- Venkatadri Location within Andhra Pradesh Venkatadri Location within India

Highest point
- Elevation: 853 m (2,799 ft)
- Coordinates: 13°40′59.7″N 79°20′49.9″E﻿ / ﻿13.683250°N 79.347194°E

Geography
- Location: Tirumala, Andhra Pradesh, India
- Parent range: Seshachalam Hills, Eastern Ghats

= Venkata (hill) =

Mountain in Andhra Pradesh, India

The Venkata hill (853 m) is part of the Seshachalam Hills, located in the Tirupati district of Andhra Pradesh, India.

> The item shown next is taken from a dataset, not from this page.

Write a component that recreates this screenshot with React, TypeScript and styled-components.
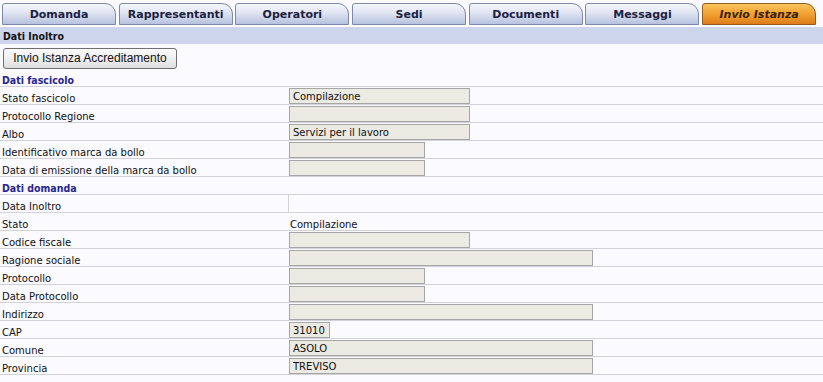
import React from 'react';
import styled, { createGlobalStyle } from 'styled-components';

const Global = createGlobalStyle`
  html, body { margin: 0; padding: 0; background: #fafaff; }
  body { font-family: "DejaVu Sans", Verdana, sans-serif; color: #111; }
`;

const Page = styled.div`
  width: 823px;
`;

const TabBar = styled.div`
  display: flex;
  gap: 2.7px;
  padding: 3px 0 0 2px;
  height: 22px;
`;

const Tab = styled.div<{ $active?: boolean }>`
  box-sizing: border-box;
  width: 114px;
  height: 22px;
  border: 1px solid ${(p) => (p.$active ? '#8d5e22' : '#7e89a8')};
  border-radius: 3px 11px 0 0;
  background: ${(p) =>
    p.$active
      ? 'linear-gradient(#fbc45e 0%, #f3a535 45%, #de7c1a 100%)'
      : 'linear-gradient(#f6f7fc 0%, #dfe4f2 45%, #b7c2df 100%)'};
  display: flex;
  align-items: center;
  justify-content: center;
  font-family: "DejaVu Sans", Verdana, sans-serif;
  font-size: 11px;
  font-weight: bold;
  font-style: ${(p) => (p.$active ? 'italic' : 'normal')};
  color: ${(p) => (p.$active ? '#3a2100' : '#1b2140')};
  padding-top: 1px;
`;

const SubBar = styled.div`
  margin-top: 2px;
  height: 17px;
  background: #cdd5ec;
  padding-left: 3px;
  display: flex;
  align-items: center;
  font-family: "DejaVu Sans Condensed", "DejaVu Sans", sans-serif;
  font-stretch: condensed;
  font-weight: bold;
  font-size: 10.5px;
  color: #111;
`;

const ButtonRow = styled.div`
  padding: 3px 3px 0;
  height: 21px;
`;

const ActionButton = styled.button`
  box-sizing: border-box;
  width: 174px;
  height: 21px;
  border: 1px solid #6f6f6f;
  border-radius: 3px;
  background: linear-gradient(#fbfbfb 0%, #efefef 50%, #dedede 100%);
  font-family: "Liberation Sans", Arial, sans-serif;
  font-size: 12px;
  color: #111;
  padding: 0;
  margin: 0;
`;

const Table = styled.div`
  display: flex;
  flex-direction: column;
`;

const SectionRow = styled.div<{ $h?: number }>`
  box-sizing: border-box;
  height: ${(p) => p.$h ?? 18}px;
  border-bottom: 1px solid #d2d2db;
  padding: 0 0 0 2px;
  display: flex;
  align-items: flex-end;
  font-family: "DejaVu Sans Condensed", "DejaVu Sans", sans-serif;
  font-stretch: condensed;
  font-weight: bold;
  font-size: 10.5px;
  color: #26268c;
`;

const Row = styled.div`
  box-sizing: border-box;
  height: 18px;
  border-bottom: 1px solid #d2d2db;
  display: grid;
  grid-template-columns: 288px 1fr;
`;

const Label = styled.div`
  padding: 0 0 0 2px;
  display: flex;
  align-items: flex-end;
  font-size: 10px;
  color: #111;
  white-space: nowrap;
`;

const Value = styled.div<{ $divider?: boolean }>`
  display: flex;
  align-items: flex-end;
  border-left: 1px solid ${(p) => (p.$divider ? '#d2d2db' : 'transparent')};
  font-size: 10px;
`;

const Field = styled.input<{ $w: number }>`
  box-sizing: border-box;
  width: ${(p) => p.$w}px;
  height: 16px;
  margin: 0;
  padding: 0 0 0 3px;
  border: 1px solid #a6a6a6;
  background: #ebeae3;
  font-family: "DejaVu Sans", Verdana, sans-serif;
  font-size: 10px;
  color: #111;
  outline: none;
`;

const PlainText = styled.span`
  padding-left: 1px;
`;

type Item =
  | { kind: 'section'; title: string; h?: number }
  | { kind: 'field'; label: string; w: number; value?: string }
  | { kind: 'text'; label: string; value: string }
  | { kind: 'empty'; label: string };

const items: Item[] = [
  { kind: 'section', title: 'Dati fascicolo', h: 19 },
  { kind: 'field', label: 'Stato fascicolo', w: 181, value: 'Compilazione' },
  { kind: 'field', label: 'Protocollo Regione', w: 181 },
  { kind: 'field', label: 'Albo', w: 181, value: 'Servizi per il lavoro' },
  { kind: 'field', label: 'Identificativo marca da bollo', w: 136 },
  { kind: 'field', label: 'Data di emissione della marca da bollo', w: 136 },
  { kind: 'section', title: 'Dati domanda' },
  { kind: 'empty', label: 'Data Inoltro' },
  { kind: 'text', label: 'Stato', value: 'Compilazione' },
  { kind: 'field', label: 'Codice fiscale', w: 181 },
  { kind: 'field', label: 'Ragione sociale', w: 304 },
  { kind: 'field', label: 'Protocollo', w: 136 },
  { kind: 'field', label: 'Data Protocollo', w: 136 },
  { kind: 'field', label: 'Indirizzo', w: 304 },
  { kind: 'field', label: 'CAP', w: 41, value: '31010' },
  { kind: 'field', label: 'Comune', w: 304, value: 'ASOLO' },
  { kind: 'field', label: 'Provincia', w: 304, value: 'TREVISO' },
];

const tabs = ['Domanda', 'Rappresentanti', 'Operatori', 'Sedi', 'Documenti', 'Messaggi', 'Invio Istanza'];

export default function App() {
  return (
    <Page>
      <Global />
      <TabBar>
        {tabs.map((t, i) => (
          <Tab key={t} $active={i === tabs.length - 1}>
            {t}
          </Tab>
        ))}
      </TabBar>
      <SubBar>Dati Inoltro</SubBar>
      <ButtonRow>
        <ActionButton type="button">Invio Istanza Accreditamento</ActionButton>
      </ButtonRow>
      <Table>
        {items.map((it, i) => {
          if (it.kind === 'section')
            return (
              <SectionRow key={i} $h={it.h}>
                {it.title}
              </SectionRow>
            );
          return (
            <Row key={i}>
              <Label>{it.label}</Label>
              {it.kind === 'field' && (
                <Value>
                  <Field $w={it.w} readOnly value={it.value ?? ''} />
                </Value>
              )}
              {it.kind === 'text' && (
                <Value>
                  <PlainText>{it.value}</PlainText>
                </Value>
              )}
              {it.kind === 'empty' && <Value $divider />}
            </Row>
          );
        })}
      </Table>
    </Page>
  );
}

Also known as Venkatadri, Venkatagiri or Venkatachalam, Venkatam, it is one of the seven peaks of the Tirumala Hill located in the temple town of Tirumala. The popular Tirumala Venkateswara Temple is located on this hill. It is dedicated to the Hindu god Venkateswara, a form of Vishnu, also known as Tirupati or Balaji.

== History ==
The Venkatam hill is mentioned in Tamil Sangam literature dated to 300BCE as part of being Tamilakam boundaries. However, it does not sufficiently establishes that its same as single peak of present-day Venkatam hill and may refer more broadly to the northern hill ranges.